Kunth unterstützte das Ahornzuckerprojekt nicht nur verbal, sondern unternahm auch eigene Versuche zur Anpflanzung von Zuckerahorn auf dem Tegeler Anwesen der Familie Humboldt. Ausgestattet mit Samen kanadischen Zuckerahorns, den die Preußische Seehandlung im Auftrag ihres Leiters Struensee in London aufgekauft hatte, begann er Ende der 1790er-Jahre mit der Anpflanzung einer größeren Zuckerahornplantage in Tegel. 15 Jahre später, im April 1814, würde er Wilhelm von Humboldt in einem Brief jedoch eingestehen müssen, dass nur wenige der rund 1200 Bäume die notwendige Wachstumsperiode von 20 Jahren, die für eine ökonomisch profitable Saftgewinnung erforderlich waren, überdauert hatten. Denn die meisten Bäume waren gefräßigen Hasen zum Opfer gefallen.

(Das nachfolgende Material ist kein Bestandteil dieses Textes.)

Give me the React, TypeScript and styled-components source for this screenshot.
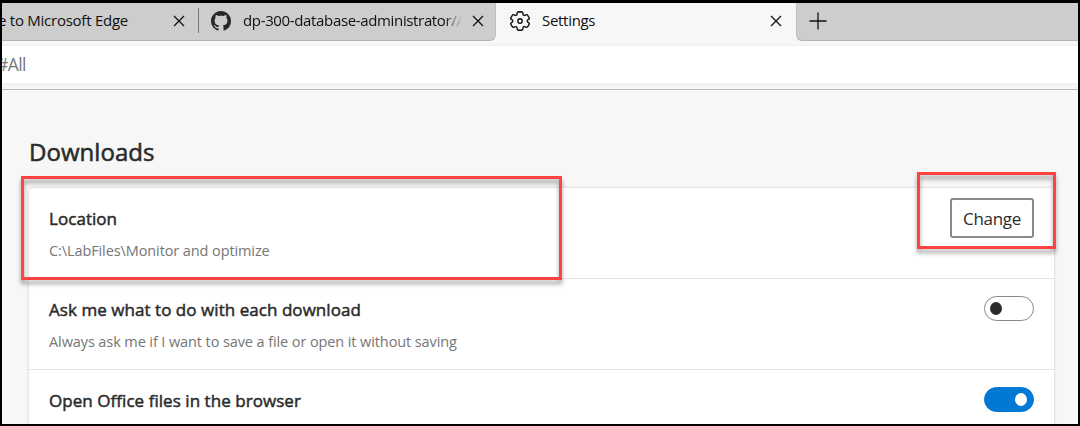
import React from "react";
import styled, { createGlobalStyle } from "styled-components";

const GlobalStyle = createGlobalStyle`
  *, *::before, *::after { box-sizing: border-box; }
  body { margin: 0; font-family: "Open Sans", "Noto Sans", sans-serif; color: #2b2b2b; }
  button { font: inherit; color: inherit; background: none; border: 0; padding: 0; }
`;

const Window = styled.div`
  position: relative;
  display: flex;
  flex-direction: column;
  width: 1080px;
  height: 426px;
  overflow: hidden;
  border: 2px solid #000;
  border-top-width: 3px;
  background: #f7f7f7;
`;

const TabStrip = styled.header`
  display: flex;
  flex: none;
  height: 38px;
  font-size: 15px;
  color: #101010;
`;

const InactiveTabs = styled.div`
  display: flex;
  align-items: center;
  width: 494px;
  padding: 0 0 2px;
  background: #cdcdcd;
  border-bottom: 1px solid #b4b4b4;
  border-right: 1px solid #c0c0c0;
  border-bottom-right-radius: 6px;
  overflow: hidden;
`;

const ActiveTab = styled.div`
  display: flex;
  align-items: center;
  width: 300px;
  padding: 0 13px 3px 13px;
`;

const StripEnd = styled.div`
  display: flex;
  flex: 1;
  align-items: center;
  padding: 0 0 2px 12px;
  background: #cdcdcd;
  border-bottom: 1px solid #b4b4b4;
  border-left: 1px solid #c0c0c0;
  border-bottom-left-radius: 6px;
`;

const TabTitle = styled.span<{ $indent?: number; $spacing: number; $width?: number; $fade?: boolean }>`
  flex: ${(p) => (p.$width ? "none" : 1)};
  width: ${(p) => (p.$width ? `${p.$width}px` : "auto")};
  margin-left: ${(p) => p.$indent ?? 0}px;
  margin-top: -2px;
  line-height: 22px;
  letter-spacing: ${(p) => p.$spacing}px;
  white-space: nowrap;
  overflow: hidden;
  ${(p) => p.$fade && "mask-image: linear-gradient(to right, #000 92%, transparent 100%); margin-right: 9px;"}
`;

const TabDivider = styled.i`
  width: 1px;
  height: 25px;
  margin: 0 12px;
  background: #777;
`;

const IconButton = styled.button`
  display: flex;
  flex: none;
`;

const AddressBar = styled.div`
  display: flex;
  flex: none;
  align-items: center;
  height: 49px;
  padding-bottom: 2px;
  border-bottom: 1px solid #b9b9b9;
  background: linear-gradient(#f7f7f7 0 2px, #f0f0f0 5px, #fff 5px 42px, #f0f0f0 42px, #f7f7f7 47px);
  font-size: 17.5px;
  letter-spacing: -0.6px;
  color: #777;
`;

const AddressText = styled.span`
  margin-left: -5px;
`;

const Content = styled.main`
  flex: 1;
  min-height: 0;
  padding: 43px 24px 0 27px;
`;

const Heading = styled.h1`
  margin: 0 0 18px;
  font-size: 24px;
  font-weight: 400;
  line-height: 37px;
  letter-spacing: 0.05px;
  -webkit-text-stroke: 0.55px currentColor;
`;

const Card = styled.section`
  background: #fff;
  border-radius: 4px;
  box-shadow: 0 0 3px rgba(0, 0, 0, 0.2);
`;

const SettingRow = styled.div`
  display: flex;
  align-items: flex-start;
  justify-content: space-between;
  height: 91px;
  padding: 0 20px;
  border-bottom: 1px solid #e5e5e5;
`;

const SettingLabel = styled.div`
  padding-top: 18px;
`;

const SettingTitle = styled.div`
  font-size: 17px;
  font-weight: 400;
  line-height: 26px;
  letter-spacing: 0.05px;
  -webkit-text-stroke: 0.5px currentColor;
`;

const SettingDetail = styled.div`
  margin-top: 8px;
  font-size: 14.5px;
  line-height: 22px;
  letter-spacing: -0.1px;
  color: #767676;
`;

const ChangeButton = styled.button`
  && {
    width: 84px;
    height: 40px;
    margin-top: 10px;
    border: 2px solid #8a8a8a;
    border-radius: 3px;
    font-size: 17px;
    letter-spacing: -0.3px;
  }
`;

const Toggle = styled.button<{ $on?: boolean }>`
  && {
    display: flex;
    align-items: center;
    justify-content: ${(p) => (p.$on ? "flex-end" : "flex-start")};
    width: 50px;
    height: 25px;
    margin-top: 17px;
    padding: 0 ${(p) => (p.$on ? 6 : 5)}px;
    border: 1px solid ${(p) => (p.$on ? "#0078d4" : "#8a8a8a")};
    border-radius: 13px;
    background: ${(p) => (p.$on ? "#0078d4" : "#fff")};
  }
`;

const Knob = styled.span<{ $on?: boolean }>`
  width: 12px;
  height: 13px;
  border-radius: 50%;
  background: ${(p) => (p.$on ? "#fff" : "#2b2b2b")};
`;

const Highlight = styled.div<{ $x: number; $y: number; $w: number; $h: number }>`
  position: absolute;
  left: ${(p) => p.$x}px;
  top: ${(p) => p.$y}px;
  width: ${(p) => p.$w}px;
  height: ${(p) => p.$h}px;
  border: 3px solid #ff4343;
  filter: drop-shadow(0 4px 2px rgba(0, 0, 0, 0.38));
  pointer-events: none;
`;

const CloseIcon = () => (
  <svg width="14" height="14" viewBox="0 0 14 14" stroke="#111" strokeWidth="1.3">
    <path d="M2 2l10 10M12 2L2 12" />
  </svg>
);

const PlusIcon = () => (
  <svg width="18" height="18" viewBox="0 0 18 18" stroke="#111" strokeWidth="1.3">
    <path d="M9 0.5v17M.5 9h17" />
  </svg>
);

const GitHubIcon = () => (
  <svg width="20" height="20" viewBox="0 0 16 16" fill="#24292e">
    <path d="M8 0C3.58 0 0 3.58 0 8c0 3.54 2.29 6.53 5.47 7.59.4.07.55-.17.55-.38 0-.19-.01-.82-.01-1.49-2.01.37-2.53-.49-2.69-.94-.09-.23-.48-.94-.82-1.13-.28-.15-.68-.52-.01-.53.63-.01 1.08.58 1.23.82.72 1.21 1.87.87 2.33.66.07-.52.28-.87.51-1.07-1.78-.2-3.64-.89-3.64-3.95 0-.87.31-1.59.82-2.15-.08-.2-.36-1.02.08-2.12 0 0 .67-.21 2.2.82.64-.18 1.32-.27 2-.27s1.36.09 2 .27c1.53-1.04 2.2-.82 2.2-.82.44 1.1.16 1.92.08 2.12.51.56.82 1.27.82 2.15 0 3.07-1.87 3.75-3.65 3.95.29.25.54.73.54 1.48 0 1.07-.01 1.93-.01 2.2 0 .21.15.46.55.38A8.01 8.01 0 0 0 16 8c0-4.42-3.58-8-8-8z" />
  </svg>
);

const GearIcon = () => (
  <svg width="22" height="22" viewBox="1 1 22 22" fill="none" stroke="#111" strokeWidth="1.4">
    <path d="M12.012 2.75c.734.008 1.465.093 2.182.253a.75.75 0 0 1 .582.649l.17 1.527a1.384 1.384 0 0 0 1.927 1.116l1.401-.615a.75.75 0 0 1 .85.174 9.792 9.792 0 0 1 2.204 3.292.75.75 0 0 1-.271.825l-1.242.916a1.381 1.381 0 0 0 0 2.226l1.243.915a.75.75 0 0 1 .272.826 9.797 9.797 0 0 1-2.204 3.292.75.75 0 0 1-.848.175l-1.407-.617a1.38 1.38 0 0 0-1.926 1.114l-.169 1.526a.75.75 0 0 1-.572.647 9.518 9.518 0 0 1-4.406 0 .75.75 0 0 1-.572-.647l-.168-1.524a1.382 1.382 0 0 0-1.926-1.11l-1.406.616a.75.75 0 0 1-.849-.175 9.798 9.798 0 0 1-2.204-3.296.75.75 0 0 1 .272-.826l1.243-.916a1.38 1.38 0 0 0 0-2.226l-1.243-.914a.75.75 0 0 1-.271-.826 9.793 9.793 0 0 1 2.204-3.292.75.75 0 0 1 .85-.174l1.4.615a1.387 1.387 0 0 0 1.93-1.118l.17-1.526a.75.75 0 0 1 .583-.65c.717-.159 1.45-.243 2.201-.252z" />
    <circle cx="12" cy="12" r="2.2" />
  </svg>
);

export default function App() {
  return (
    <Window>
      <GlobalStyle />
      <TabStrip>
        <InactiveTabs>
          <TabTitle $width={174} $indent={-4} $spacing={-0.25}>e to Microsoft Edge</TabTitle>
          <IconButton aria-label="Close tab"><CloseIcon /></IconButton>
          <TabDivider />
          <GitHubIcon />
          <TabTitle $width={219} $indent={12} $spacing={-0.35} $fade>dp-300-database-administrator/All</TabTitle>
          <IconButton aria-label="Close tab"><CloseIcon /></IconButton>
        </InactiveTabs>
        <ActiveTab>
          <GearIcon />
          <TabTitle $indent={11} $spacing={-0.3}>Settings</TabTitle>
          <IconButton aria-label="Close tab"><CloseIcon /></IconButton>
        </ActiveTab>
        <StripEnd>
          <IconButton aria-label="New tab"><PlusIcon /></IconButton>
        </StripEnd>
      </TabStrip>
      <AddressBar>
        <AddressText>#All</AddressText>
      </AddressBar>
      <Content>
        <Heading>Downloads</Heading>
        <Card>
          <SettingRow>
            <SettingLabel>
              <SettingTitle>Location</SettingTitle>
              <SettingDetail>C:\LabFiles\Monitor and optimize</SettingDetail>
            </SettingLabel>
            <ChangeButton>Change</ChangeButton>
          </SettingRow>
          <SettingRow>
            <SettingLabel>
              <SettingTitle>Ask me what to do with each download</SettingTitle>
              <SettingDetail>Always ask me if I want to save a file or open it without saving</SettingDetail>
            </SettingLabel>
            <Toggle aria-label="Ask me what to do with each download"><Knob /></Toggle>
          </SettingRow>
          <SettingRow>
            <SettingLabel>
              <SettingTitle>Open Office files in the browser</SettingTitle>
            </SettingLabel>
            <Toggle $on aria-label="Open Office files in the browser"><Knob $on /></Toggle>
          </SettingRow>
        </Card>
      </Content>
      <Highlight $x={19} $y={173} $w={541} $h={104} />
      <Highlight $x={915} $y={169} $w={139} $h={77} />
    </Window>
  );
}
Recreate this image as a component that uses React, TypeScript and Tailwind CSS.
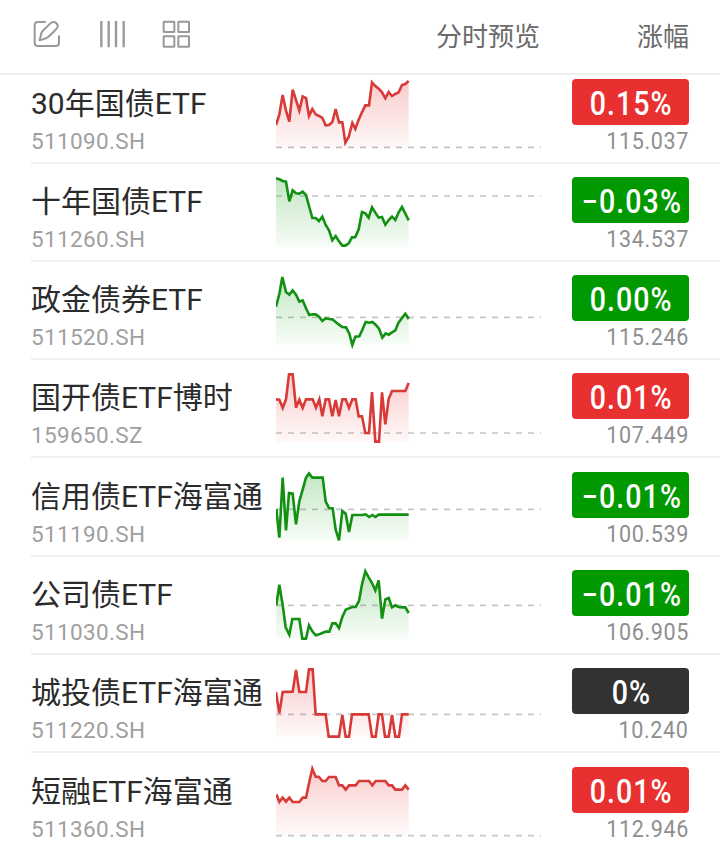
import React from "react";

type Tone = "up" | "down" | "flat";

interface Fund {
  name: string;
  code: string;
  change: string;
  price: string;
  tone: Tone;
  height: string;
  // Sparkline data: viewBox top, baseline level and polyline points (3 units = 1px)
  top: number;
  base: number;
  line: string;
}

const funds: Fund[] = [
  {
    name: "30年国债ETF", code: "511090.SH", change: "0.15%", price: "115.037", tone: "up", height: "h-[89px]", top: 15, base: 232,
    line: "33,165 43,133 53,75 63,122 73,155 83,59 93,90 103,122 113,79 123,84 132,138 142,117 152,133 162,138 172,144 182,166 192,165 202,156 212,117 222,157 232,157 241,218 251,201 262,159 271,177 281,149 291,127 301,106 312,106 321,37 331,48 341,56 351,67 361,85 371,66 381,78 391,72 401,67 411,45 421,42 431,33",
  },
  {
    name: "十年国债ETF", code: "511260.SH", change: "−0.03%", price: "134.537", tone: "down", height: "h-[98px]", top: 15, base: 84,
    line: "33,31 43,34 53,39 63,41 73,100 83,67 93,76 103,77 113,71 123,81 132,114 142,150 152,150 162,159 172,146 182,171 192,187 202,217 212,204 222,220 232,233 241,233 251,226 261,208 271,207 281,184 291,132 301,136 311,149 321,118 331,134 341,149 351,147 361,170 371,156 381,146 391,156 401,133 411,117 421,137 431,157",
  },
  {
    name: "政金债券ETF", code: "511520.SH", change: "0.00%", price: "115.246", tone: "down", height: "h-[98px]", top: 15, base: 154,
    line: "33,122 43,84 52,33 63,78 73,86 83,73 93,86 103,107 113,103 123,127 133,147 142,145 152,145 162,152 172,165 182,157 192,159 202,160 212,168 222,176 232,183 243,184 253,203 262,237 271,212 283,211 292,191 302,168 312,170 322,168 332,176 342,188 352,215 362,202 371,206 381,199 391,193 401,169 411,156 421,143 431,159",
  },
  {
    name: "国开债ETF博时", code: "159650.SZ", change: "0.01%", price: "107.449", tone: "up", height: "h-[98px]", top: 15, base: 207,
    line: "33,106 43,107 53,132 63,106 72,31 83,31 93,131 103,107 113,132 123,106 143,106 153,131 163,106 172,157 182,106 192,106 202,157 212,108 222,157 232,106 242,106 252,132 262,106 272,106 281,157 291,157 301,207 312,207 321,84 331,233 342,233 351,85 361,181 371,105 381,81 421,81 431,57",
  },
  {
    name: "信用债ETF海富通", code: "511190.SH", change: "−0.01%", price: "100.539", tone: "down", height: "h-[99px]", top: 18, base: 142,
    line: "34,141 43,227 53,47 63,205 72,93 83,95 93,187 103,118 113,83 123,47 132,34 142,47 173,47 182,118 192,138 203,139 212,203 222,235 232,147 242,155 252,210 262,159 292,159 302,157 312,165 322,159 331,165 341,158 431,158",
  },
  {
    name: "公司债ETF", code: "511030.SH", change: "−0.01%", price: "106.905", tone: "down", height: "h-[98px]", top: 18, base: 136,
    line: "34,136 43,74 53,135 62,202 73,224 82,177 103,177 112,236 123,236 132,196 142,214 152,226 162,223 172,219 182,215 193,215 202,190 212,190 222,204 232,171 242,149 252,145 262,141 272,141 282,123 291,73 301,34 311,52 321,69 331,91 341,61 351,176 361,118 371,114 381,142 391,136 401,141 411,142 421,142 431,159",
  },
  {
    name: "城投债ETF海富通", code: "511220.SH", change: "0%", price: "10.240", tone: "flat", height: "h-[98px]", top: 18, base: 169,
    line: "33,102 43,166 53,102 83,101 93,36 103,102 123,102 132,34 143,34 152,169 182,169 191,236 222,236 232,171 242,236 252,236 261,169 311,169 321,236 332,236 341,169 351,169 360,236 371,236 381,171 391,236 402,236 411,169 431,169",
  },
  {
    name: "短融ETF海富通", code: "511360.SH", change: "0.01%", price: "112.946", tone: "up", height: "h-[99px]", top: 21, base: 239,
    line: "34,115 43,138 53,125 63,137 73,125 83,138 103,138 113,125 123,125 133,77 142,38 152,62 162,63 172,75 182,75 192,63 212,63 222,88 232,88 242,101 252,88 272,88 282,75 312,75 322,88 332,75 361,75 371,88 381,88 391,101 411,101 421,88 431,101",
  },
];

const badge: Record<Tone, string> = {
  up: "bg-[#e93030]",
  down: "bg-[#009900]",
  flat: "bg-[#323232]",
};

function Sparkline({ fund, id }: { fund: Fund; id: string }) {
  const green = fund.tone === "down";
  const stroke = green ? "#129012" : "#d83a38";
  const fill = green ? "#0a9a0a" : "#e93030";
  const bottom = 236;
  return (
    <svg className="h-[87px] w-[265px] shrink-0" viewBox={`33 ${fund.top} 795 261`}>
      <defs>
        <linearGradient id={id} x1="0" x2="0" y1="30" y2={bottom} gradientUnits="userSpaceOnUse">
          <stop offset="0" stopColor={fill} stopOpacity="0.25" />
          <stop offset="1" stopColor={fill} stopOpacity="0.03" />
        </linearGradient>
      </defs>
      <line x1="33" x2="828" y1={fund.base} y2={fund.base} stroke="#c6c6c6" strokeWidth="5" strokeDasharray="18 18" />
      <polygon points={`33,${bottom} ${fund.line} 431,${bottom}`} fill={`url(#${id})`} />
      <polyline points={fund.line} fill="none" stroke={stroke} strokeWidth="7.8" strokeLinejoin="miter" />
    </svg>
  );
}

function EditIcon() {
  return (
    <svg className="h-7 w-7" viewBox="98 60 84 84" fill="none" stroke="#999" strokeWidth="6" strokeLinecap="round" strokeLinejoin="round">
      <path d="M134 66H113Q103 66 103 76V128Q103 138 113 138H166Q176 138 176 128V109" />
      <path d="M118 121L123 100Q124 96 127 93L150 70Q158 63 166 68Q176 75 170 84Q168 88 147 108Q142 113 136 115Z" />
    </svg>
  );
}

function ColumnsIcon() {
  return (
    <svg className="h-7 w-7" viewBox="297 60 84 84" stroke="#999" strokeWidth="7">
      <path d="M304 63V142M326 63V142M348 63V142M371 63V142" />
    </svg>
  );
}

function GridIcon() {
  return (
    <svg className="h-7 w-7" viewBox="486 60 84 84" fill="none" stroke="#999" strokeWidth="6">
      <rect x="491" y="65" width="32" height="31" rx="1" />
      <rect x="535" y="65" width="32" height="31" rx="1" />
      <rect x="491" y="109" width="32" height="31" rx="1" />
      <rect x="535" y="109" width="32" height="31" rx="1" />
    </svg>
  );
}

export default function App() {
  return (
    <div className="h-[846px] w-[720px] overflow-hidden bg-white font-[Roboto,'Noto_Sans_CJK_SC',sans-serif]">
      <header className="flex h-[75px] items-start justify-between border-b-2 border-[#efefef] pr-[31px] pl-[33px]">
        <div className="flex pt-5">
          <EditIcon />
          <div className="pl-[38px]"><ColumnsIcon /></div>
          <div className="pl-[35px]"><GridIcon /></div>
        </div>
        <div className="flex gap-[97px] pt-[18px] text-[26px] leading-[38px] text-[#6a6a6a]">
          <span>分时预览</span>
          <span>涨幅</span>
        </div>
      </header>
      <main>
        {funds.map((fund, i) => (
          <div key={fund.code} className={`flex items-end ${fund.height}`}>
            <div className="ml-[31px] flex flex-1 items-end border-b-2 border-[#efefef] pr-[31px]">
              <div className="flex h-[83px] w-[245px] shrink-0 flex-col whitespace-nowrap">
                <span className="pt-1 text-[30px] leading-[42px] text-[#2b2b2b]">{fund.name}</span>
                <span className="pt-[2px] text-[22.5px] leading-[28px] tracking-[0.35px] text-[#9f9f9f]">{fund.code}</span>
              </div>
              <Sparkline fund={fund} id={`spark-${i}`} />
              <div className="flex h-[83px] flex-1 flex-col items-end">
                <div className={`flex h-[46px] w-[117px] items-center justify-center rounded-[4px] pt-[5px] pl-[2px] ${badge[fund.tone]}`}>
                  <span className="scale-x-[0.88] text-[32.5px] leading-none font-medium tracking-[1.2px] text-white">{fund.change}</span>
                </div>
                <span className="origin-right scale-x-[0.88] pt-[2px] text-[24.5px] leading-[28px] tracking-[0.7px] text-[#8f8f8f]">{fund.price}</span>
              </div>
            </div>
          </div>
        ))}
      </main>
    </div>
  );
}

Der Brief wirft ein bezeichnendes Licht auf die Erfolgsaussichten des Zuckerahornprojekts, das schließlich am 19. März 1799 mit einer Kabinettsorder des Königs für beendet erklärt wurde. Den Befürwortern des Rübenzuckerprojekts um Minister von Heinitz war es gelungen, starke ökonomische und technische Gründe gegen den Zuckerahorn ins Feld zu führen. Man hätte nicht nur relativ große Anbauflächen für die Bäume benötigt, sondern auch mindestens 20 Jahre abwarten müssen, bis diese das Alter für eine technisch rentable Saftgewinnung erreicht hatten. Bis dahin war es jedoch möglich, dass der Zuckerpreis auf dem Weltmarkt wieder erheblich gefallen war. Dagegen war Achards Rübenzuckerprojekt ungleich schneller und mit geringerem Aufwand umsetzbar.